B. Consultant represents that Consultant is able and willing to provide such services to the
City.
C. In undertaking the performance of this Agreement, Consultant represents that it is
knowledgeable in its field and that any services performed by Consultant under this
Agreement will be performed in compliance with such standards as may reasonably be
expected from a professional consulting firm in the field.
NOW THEREFORE, in consideration of the mutual and respective promises, and subject to the
terms and conditions hereinafter set forth, the parties agree as follows:
1. SCOPE OF SERVICES
Consultant shall provide advertising and entertainment services for the Fiestas Santa Ana
( "Event ") to be held in downtown Santa Ana with performers on Saturday, September 12, 2015
and Sunday, September 13, 2015 with the names of the performers (Maribel Guardia and Fidel
Rueda) and timeframes for their performances as set forth in the Consultant's schedule, attached
hereto and incorporated herein as Exhibit A.

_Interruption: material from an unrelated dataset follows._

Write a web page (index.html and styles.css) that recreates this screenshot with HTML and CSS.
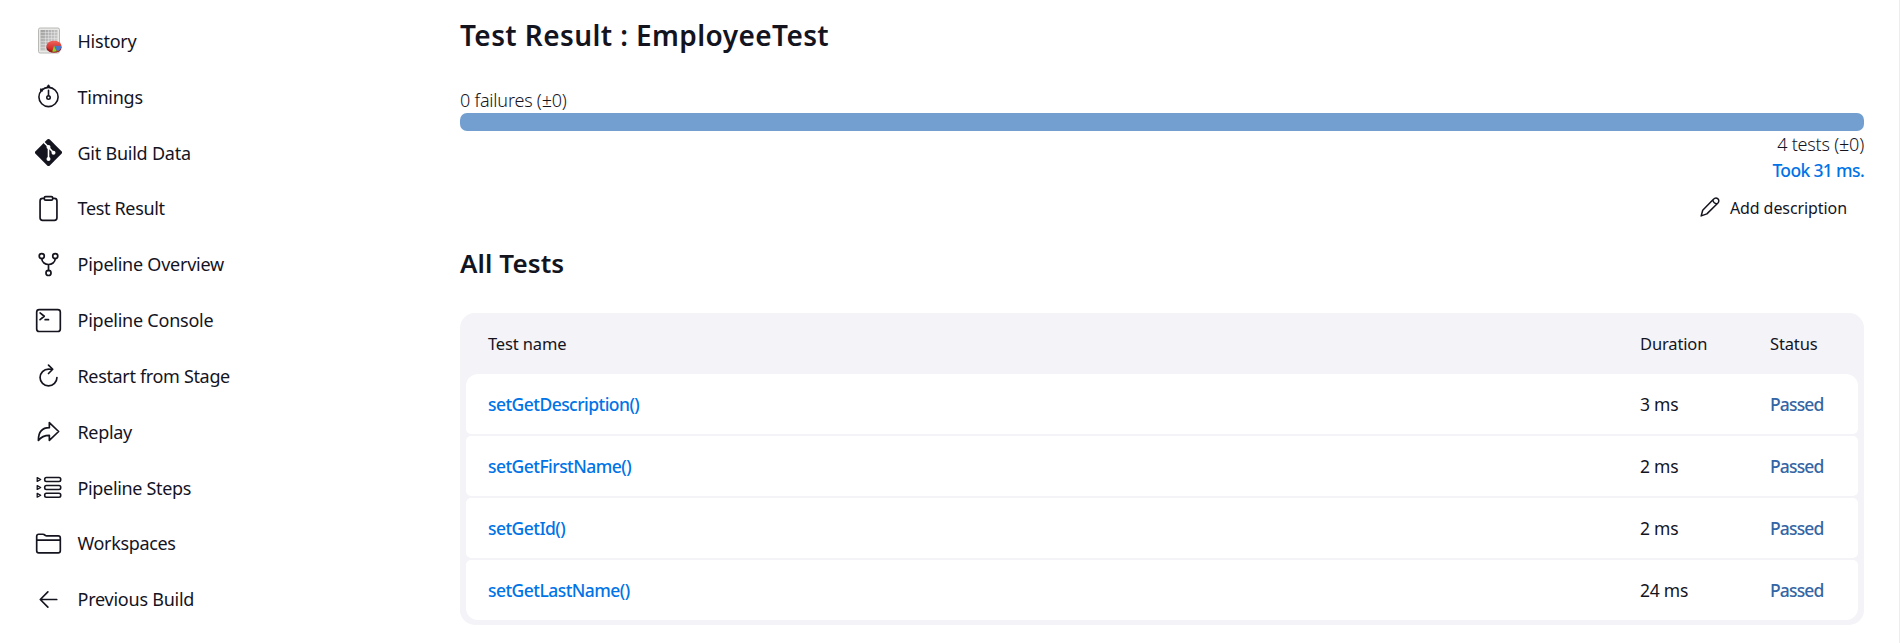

2. DELIVERY OF WORK PRODUCT
Consultant shall deliver to City all work product which results from the services
provided. Said work product shall be submitted in a hard copy and produced in a form
compatible with City's computer system, as agreed between the City's Project Manager and
Consultant.
In regard to material produced as a deliverable under the Agreement, including but not
limited to books, reports, plans, photographs, drawings, videotapes, and computer programs,
Consultant agrees, for itself and its affected officers, employees, agents, contractors, and
volunteer workers, that the authors of all such material, whether copyrighted or not, award to the
City, and to its officers, agents and employees acting within the scope of their official duties, as a
condition of payment to the Consultant, a royalty -free, nonexclusive, irrevocable license
throughout the world to disclose, publish, translate, reproduce, and use such materials.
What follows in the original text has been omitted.